Perekonomian Agroforestri: Menanam Hari Ini, Memanen Nanti

Model ekonomi Desa Jaten merupakan contoh klasik dari sistem agroforestri yang berkelanjutan, di mana kegiatan pertanian dan kehutanan diintegrasikan dalam satu unit pengelolaan lahan.

Hutan Jati Rakyat sebagai Aset Utama. Berbeda dengan hutan produksi yang dikelola negara, sebagian besar hutan jati di Desa Jaten berstatus hutan rakyat. Artinya, pohon-pohon jati tersebut dimiliki dan dikelola secara mandiri oleh masing-masing keluarga di atas tanah milik mereka. Hutan rakyat ini menjadi aset ekonomi utama desa. Namun karena siklus panen jati yang sangat panjang (bisa mencapai 15 hingga 20 tahun lebih), ia tidak bisa diandalkan untuk pendapatan harian.

Pertanian Tumpang Sari sebagai Penopang Harian. Untuk memenuhi kebutuhan hidup sehari-hari, masyarakat menerapkan pola tanam tumpang sari. Di sela-sela tegakan pohon jati yang masih muda dan belum terlalu rimbun, mereka menanam berbagai jenis tanaman pangan semusim. Lahan di bawah pohon jati ini dimanfaatkan untuk budidaya singkong, jagung, kacang tanah, jahe, atau tanaman umbi-umbian lainnya. Sistem ini sangat efisien; para petani bisa mendapatkan penghasilan tahunan dari tanaman semusim sambil terus merawat "investasi" jangka panjang mereka yang terus tumbuh menjulang ke angkasa.

Industri Turunan Kayu. Setelah dipanen, kayu jati dari Desa Jaten umumnya dijual dalam bentuk gelondongan kepada para pedagang kayu. Namun, sebagian kecil masyarakat juga mengembangkan industri turunan skala kecil, seperti usaha penggergajian kayu lokal dan perajin mebel sederhana yang membuat kursi, meja, atau komponen bangunan seperti kusen dan pintu untuk pasar lokal.

Jati sebagai Falsafah Hidup dan Tantangan Pelestarian

Bagi masyarakat Desa Jaten, menanam jati bukan sekadar aktivitas ekonomi, melainkan sebuah falsafah hidup. Tradisi ini mengajarkan nilai-nilai kesabaran, visi jangka panjang, dan tanggung jawab antargenerasi. Mereka tidak bekerja untuk hasil yang bisa dinikmati esok hari, melainkan untuk kesejahteraan yang akan dipetik belasan atau puluhan tahun kemudian.

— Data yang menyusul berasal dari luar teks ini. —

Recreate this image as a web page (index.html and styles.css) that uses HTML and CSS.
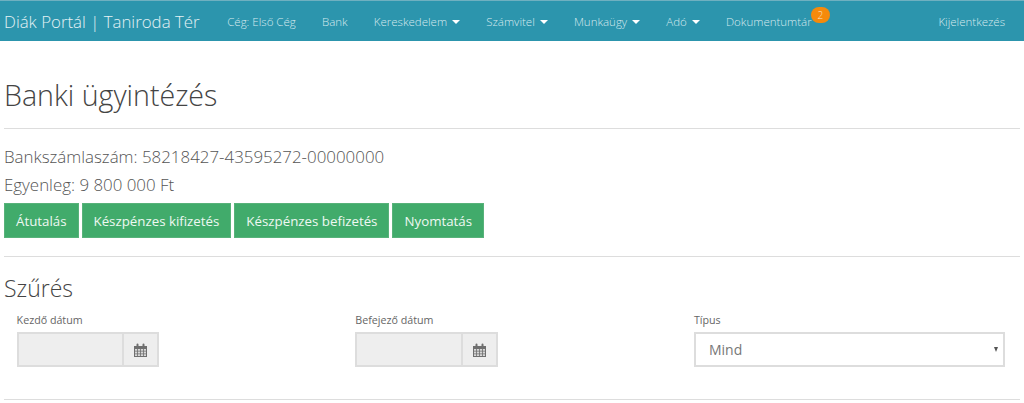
FILE: index.html
```html
<!DOCTYPE html>
<html lang="hu">
<head>
<meta charset="utf-8">
<title>Banki ügyintézés</title>
<link rel="stylesheet" href="styles.css">
</head>
<body>
<nav class="navbar">
  <a class="brand">Diák Portál | Taniroda Tér</a>
  <ul class="nav">
    <li><a>Cég: Első Cég</a></li>
    <li><a>Bank</a></li>
    <li><a>Kereskedelem <span class="caret"></span></a></li>
    <li><a>Számvitel <span class="caret"></span></a></li>
    <li><a>Munkaügy <span class="caret"></span></a></li>
    <li><a>Adó <span class="caret"></span></a></li>
    <li class="doc"><a>Dokumentumtár</a><span class="badge">2</span></li>
  </ul>
  <a class="logout">Kijelentkezés</a>
</nav>
<main class="container">
  <h1 class="title">Banki ügyintézés</h1>
  <hr class="rule rule-title">
  <p class="info">Bankszámlaszám: 58218427-43595272-00000000</p>
  <p class="info">Egyenleg: 9 800 000 Ft</p>
  <div class="actions">
    <button class="btn">Átutalás</button>
    <button class="btn">Készpénzes kifizetés</button>
    <button class="btn">Készpénzes befizetés</button>
    <button class="btn">Nyomtatás</button>
  </div>
  <hr class="rule rule-actions">
  <h2 class="subtitle">Szűrés</h2>
  <div class="filters">
    <div class="field">
      <label>Kezdő dátum</label>
      <div class="date">
        <span class="date-input"></span>
        <span class="date-addon">
          <svg width="13" height="14" viewBox="0 0 13 14"><path fill="#6f6f6f" d="M0 3h2.5V1.5a1 1 0 0 1 2 0V3h4V1.5a1 1 0 0 1 2 0V3H13v11H0z"/><path fill="#d8d8d8" d="M1 6h2.2v1.8H1zM4 6h2.2v1.8H4zM7 6h2.2v1.8H7zM10 6h2v1.8h-2zM1 8.6h2.2v1.8H1zM4 8.6h2.2v1.8H4zM7 8.6h2.2v1.8H7zM10 8.6h2v1.8h-2zM1 11.2h2.2V13H1zM4 11.2h2.2V13H4zM7 11.2h2.2V13H7zM10 11.2h2V13h-2z"/></svg>
        </span>
      </div>
    </div>
    <div class="field">
      <label>Befejező dátum</label>
      <div class="date">
        <span class="date-input"></span>
        <span class="date-addon">
          <svg width="13" height="14" viewBox="0 0 13 14"><path fill="#6f6f6f" d="M0 3h2.5V1.5a1 1 0 0 1 2 0V3h4V1.5a1 1 0 0 1 2 0V3H13v11H0z"/><path fill="#d8d8d8" d="M1 6h2.2v1.8H1zM4 6h2.2v1.8H4zM7 6h2.2v1.8H7zM10 6h2v1.8h-2zM1 8.6h2.2v1.8H1zM4 8.6h2.2v1.8H4zM7 8.6h2.2v1.8H7zM10 8.6h2v1.8h-2zM1 11.2h2.2V13H1zM4 11.2h2.2V13H4zM7 11.2h2.2V13H7zM10 11.2h2V13h-2z"/></svg>
        </span>
      </div>
    </div>
    <div class="field field-wide">
      <label>Típus</label>
      <div class="select"><span>Mind</span><i class="select-arrow"></i></div>
    </div>
  </div>
  <hr class="rule rule-filters">
</main>
</body>
</html>
```
FILE: styles.css
```css
* { box-sizing: border-box; }
html, body { margin: 0; padding: 0; }
body {
  font-family: "Open Sans", sans-serif;
  color: #555;
  background: #fff;
  overflow: hidden;
  height: 403px;
}
.navbar {
  display: flex;
  align-items: center;
  height: 41px;
  background: #2c95ad;
  border-top: 1px solid #6fb0c0;
  color: #d5e9ee;
  padding: 0 19px 0 4px;
}
.brand { font-size: 16.85px; font-weight: 300; color: #e3f1f4; margin-right: 14.5px; white-space: nowrap; }
.nav { display: flex; list-style: none; margin: 0; padding: 0; flex: 1; font-size: 11.5px; font-weight: 300; }
.nav li { padding: 0 13.1px; position: relative; white-space: nowrap; }
.caret {
  display: inline-block;
  width: 0; height: 0;
  margin-left: 2px;
  vertical-align: middle;
  border-top: 4px solid #fff;
  border-left: 4px solid transparent;
  border-right: 4px solid transparent;
}
.doc { display: flex; }
.badge {
  position: absolute;
  left: 98px;
  top: -7px;
  width: 19px;
  height: 16px;
  border-radius: 8px;
  background: #f58a0b;
  color: #fbe3c4;
  font-size: 10px;
  line-height: 16px;
  text-align: center;
}
.logout { font-size: 11.5px; font-weight: 300; white-space: nowrap; }
.container { padding: 0 4px; }
.title { margin: 0; padding-top: 34px; font-size: 28.6px; line-height: 40px; font-weight: 300; color: #444; }
.rule { border: 0; border-top: 1px solid #ddd; margin: 0; }
.rule-title { margin-top: 13px; }
.info { margin: 0; font-size: 16.9px; line-height: 28px; font-weight: 300; color: #555; }
.info:first-of-type { margin-top: 14px; }
.actions { display: flex; gap: 3px; margin-top: 4px; }
.btn {
  height: 35px;
  padding: 0 11px;
  border: 1px solid #58b27a;
  background: #41ab6b;
  color: #eef8f2;
  font: 400 13.3px "Open Sans", sans-serif;
}
.rule-actions { margin-top: 18px; }
.subtitle { margin: 0; padding-top: 15px; font-size: 23px; line-height: 32px; font-weight: 300; color: #444; }
.filters { display: grid; grid-template-columns: repeat(3, 1fr); margin-top: 8px; }
.field { padding: 0 15px 0 12.6px; }
.field label { display: block; font-size: 10.7px; line-height: 16px; color: #666; margin-bottom: 4px; }
.date { display: flex; width: 142.5px; height: 35px; background: #eee; border: 2px solid #ddd; }
.date-input { flex: 1; border-right: 2px solid #ddd; }
.date-addon { width: 33px; display: flex; align-items: center; justify-content: center; }
.select {
  display: flex; align-items: center; justify-content: space-between;
  height: 35px; padding: 0 5px 0 13px;
  border: 2px solid #ddd;
  font-size: 14px; color: #777;
}
.select-arrow {
  width: 0; height: 0;
  border-top: 5px solid #555;
  border-left: 2.5px solid transparent;
  border-right: 2.5px solid transparent;
}
.rule-filters { margin-top: 32px; }
```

Pohon jati di pekarangan rumah menjadi simbol status, kebanggaan, dan jaminan keamanan finansial di masa depan.

Meskipun demikian, model ekonomi ini juga menghadapi tantangan. Siklus panen yang lama terkadang kurang menarik bagi generasi muda yang menginginkan pendapatan cepat. Selain itu, ancaman pencurian kayu dan kebutuhan akan praktik pengelolaan hutan rakyat yang lebih baik (misalnya dalam hal pemilihan bibit unggul dan teknik pemeliharaan) menjadi isu yang perlu terus ditangani.

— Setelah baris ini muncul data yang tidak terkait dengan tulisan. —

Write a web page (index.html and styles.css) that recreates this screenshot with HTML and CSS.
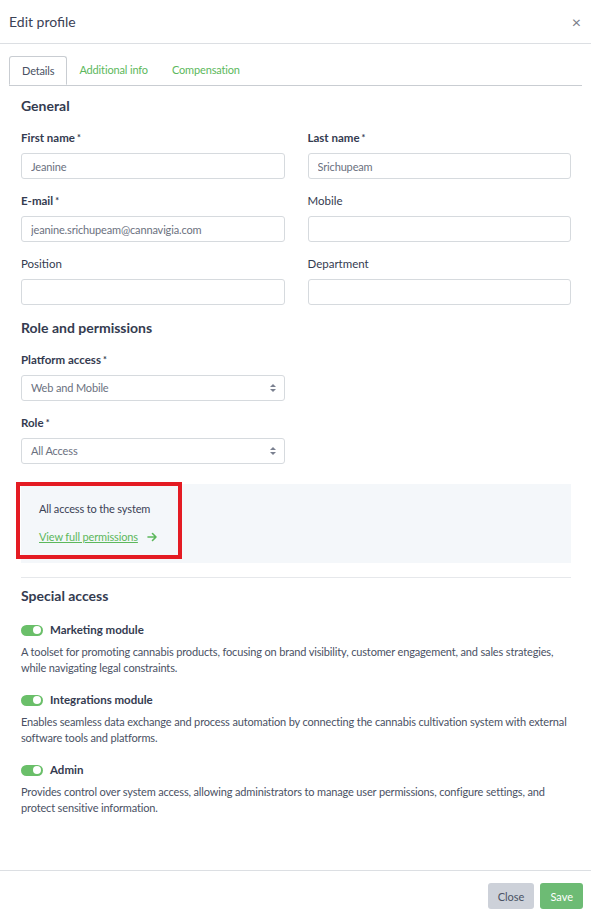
FILE: index.html
```html
<!DOCTYPE html>
<html lang="en">
<head>
    <meta charset="UTF-8">
    <meta name="viewport" content="width=device-width, initial-scale=1.0">
    <title>Edit profile</title>
    <link rel="stylesheet" href="styles.css">
</head>
<body>
    <div class="modal">
        <div class="modal-header">
            <h1 class="modal-title">Edit profile</h1>
            <span class="close-x">&times;</span>
        </div>

        <div class="tabs">
            <a class="tab active">Details</a>
            <a class="tab">Additional info</a>
            <a class="tab">Compensation</a>
        </div>

        <div class="modal-body">
            <h2 class="section-title">General</h2>
            <div class="form-grid">
                <div class="field">
                    <label class="required">First name</label>
                    <input type="text" value="Jeanine">
                </div>
                <div class="field">
                    <label class="required">Last name</label>
                    <input type="text" value="Srichupeam">
                </div>
                <div class="field">
                    <label class="required">E-mail</label>
                    <input type="text" value="jeanine.srichupeam@cannavigia.com">
                </div>
                <div class="field">
                    <label class="plain">Mobile</label>
                    <input type="text">
                </div>
                <div class="field">
                    <label class="plain">Position</label>
                    <input type="text">
                </div>
                <div class="field">
                    <label class="plain">Department</label>
                    <input type="text">
                </div>
            </div>

            <h2 class="section-title">Role and permissions</h2>
            <div class="form-grid">
                <div class="field">
                    <label class="required">Platform access</label>
                    <div class="select">Web and Mobile</div>
                </div>
                <div></div>
                <div class="field">
                    <label class="required">Role</label>
                    <div class="select">All Access</div>
                </div>
            </div>

            <div class="role-info">
                <p>All access to the system</p>
                <a class="perm-link">
                    <span>View full permissions</span>
                    <svg width="11" height="10" viewBox="0 0 11 10"><path d="M1 5h8M5.5 1.5 9 5 5.5 8.5" fill="none" stroke="#5cb85c" stroke-width="1.6" stroke-linecap="round" stroke-linejoin="round"/></svg>
                </a>
                <div class="highlight"></div>
            </div>

            <hr class="divider">

            <h2 class="section-title special">Special access</h2>
            <div class="module">
                <div class="module-head"><span class="toggle"></span>Marketing module</div>
                <p>A toolset for promoting cannabis products, focusing on brand visibility, customer engagement, and sales strategies, while navigating legal constraints.</p>
            </div>
            <div class="module">
                <div class="module-head"><span class="toggle"></span>Integrations module</div>
                <p>Enables seamless data exchange and process automation by connecting the cannabis cultivation system with external software tools and platforms.</p>
            </div>
            <div class="module">
                <div class="module-head"><span class="toggle"></span>Admin</div>
                <p>Provides control over system access, allowing administrators to manage user permissions, configure settings, and protect sensitive information.</p>
            </div>
        </div>

        <div class="modal-footer">
            <button class="btn btn-close">Close</button>
            <button class="btn btn-save">Save</button>
        </div>
    </div>
</body>
</html>
```

FILE: styles.css
```css
body {
    margin: 0;
    font-family: Lato, "Open Sans", sans-serif;
    font-size: 11px;
    letter-spacing: -0.15px;
    color: #4a5164;
    background: #fff;
}

.modal {
    height: 100vh;
    display: flex;
    flex-direction: column;
}

.modal-header {
    height: 43px;
    padding: 0 9px;
    display: flex;
    align-items: center;
    justify-content: space-between;
    border-bottom: 1px solid #dcdfe3;
}

.modal-title {
    margin: 0;
    font-size: 14px;
    font-weight: 400;
    letter-spacing: 0;
    color: #3b4256;
}

.close-x {
    font-size: 16px;
    color: #777c88;
    margin-right: 1px;
}

.tabs {
    margin: 12px 9px 0;
    display: flex;
    border-bottom: 1px solid #c9cdd2;
    height: 29px;
}

.tab {
    padding: 0 12px;
    line-height: 28px;
    color: #5cb85c;
}

.tab.active {
    color: #4a5164;
    border: 1px solid #c9cdd2;
    border-bottom-color: #fff;
    border-radius: 3px 3px 0 0;
    height: 29px;
    box-sizing: border-box;
}

.modal-body {
    flex: 1;
    padding: 0 20px 0 21px;
}

.section-title {
    margin: 10px 0 14px;
    font-size: 14px;
    font-weight: 700;
    letter-spacing: 0;
    color: #343b50;
    line-height: 20px;
}

.section-title.special {
    margin-top: 8px;
}

.form-grid {
    display: grid;
    grid-template-columns: 1fr 1fr;
    column-gap: 23px;
    row-gap: 14px;
    margin-bottom: 13px;
}

.field label {
    display: block;
    line-height: 16px;
    margin-bottom: 7px;
    font-size: 11.5px;
    letter-spacing: 0;
    color: #343b50;
}

.field label.required {
    font-weight: 700;
}

.field label.required::after {
    content: "*";
    margin-left: 2px;
    font-size: 9px;
    vertical-align: top;
}

.field input,
.select {
    display: block;
    width: 100%;
    box-sizing: border-box;
    height: 26px;
    padding: 0 9px;
    border: 1px solid #d6dade;
    border-radius: 3px;
    font-family: inherit;
    font-size: 11px;
    letter-spacing: -0.15px;
    color: #6b7180;
    background: #fff;
}

.select {
    line-height: 24px;
    position: relative;
}

.select::after {
    content: "";
    position: absolute;
    right: 8px;
    top: 8px;
    border: 3px solid transparent;
    border-bottom-color: #7a8090;
    border-top-width: 0;
    border-bottom-width: 3.5px;
}

.select::before {
    content: "";
    position: absolute;
    right: 8px;
    top: 13px;
    border: 3px solid transparent;
    border-top-color: #7a8090;
    border-bottom-width: 0;
    border-top-width: 3.5px;
}

.role-info {
    position: relative;
    margin-top: 20px;
    background: #f4f7fa;
    padding: 17px 18px 18px;
}

.role-info p {
    margin: 0 0 12px;
    line-height: 16px;
    color: #3b4256;
}

.perm-link {
    color: #5cb85c;
    line-height: 16px;
    display: flex;
    align-items: center;
    gap: 9px;
}

.perm-link span {
    text-decoration: underline;
}

.highlight {
    position: absolute;
    left: -5px;
    top: -2px;
    width: 158px;
    height: 69px;
    border: 4px solid #e41b23;
}

.divider {
    margin: 14px 0 0;
    border: 0;
    border-top: 1px solid #e6e8eb;
}

.module {
    margin-top: 16px;
}

.module-head {
    display: flex;
    align-items: center;
    font-weight: 700;
    font-size: 11.5px;
    letter-spacing: 0;
    color: #343b50;
    line-height: 16px;
}

.toggle {
    position: relative;
    width: 22px;
    height: 11px;
    border-radius: 6px;
    background: #6abf69;
    margin-right: 7px;
}

.toggle::after {
    content: "";
    position: absolute;
    right: 2px;
    top: 1.5px;
    width: 8px;
    height: 8px;
    border-radius: 50%;
    background: #fff;
}

.module p {
    margin: 6px 0 0;
    line-height: 16px;
}

.modal-footer {
    border-top: 1px solid #dcdfe3;
    padding: 12px 8px 8px;
    display: flex;
    justify-content: flex-end;
    gap: 6px;
}

.btn {
    height: 26px;
    padding: 0 10px;
    border: 0;
    border-radius: 3px;
    font-family: inherit;
    font-size: 11px;
}

.btn-close {
    background: #cdd1d9;
    color: #4a5164;
}

.btn-save {
    background: #6dbb74;
    color: #fff;
}
```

Pemerintah Desa Jaten, di bawah kepemimpinan yang ada, terus mendorong keberlanjutan sistem ini. Kepala Desa Jaten, Bapak Suparmo, dalam suatu kesempatan menyatakan pentingnya menjaga warisan ini. "Warisan terbesar nenek moyang kita di Jaten bukanlah tanah, tapi pohon jati di atasnya. Visi kami yaitu memastikan warisan ini tidak habis. Kami mendorong pengelolaan hutan rakyat yang lestari dan berusaha memfasilitasi pengembangan UMKM kayu agar nilai tambah dari jati ini bisa dirasakan langsung di desa, tidak hanya dijual dalam bentuk gelondongan," paparnya.

Dengan berpegang teguh pada kearifan lokal dalam mengelola hutan jati, Desa Jaten menawarkan sebuah model pembangunan pedesaan yang berbeda: sebuah pembangunan yang tidak tergesa-gesa, selaras dengan alam, dan berorientasi pada kesejahteraan jangka panjang, menanam harapan hari ini untuk dipanen sebagai kemakmuran di hari esok.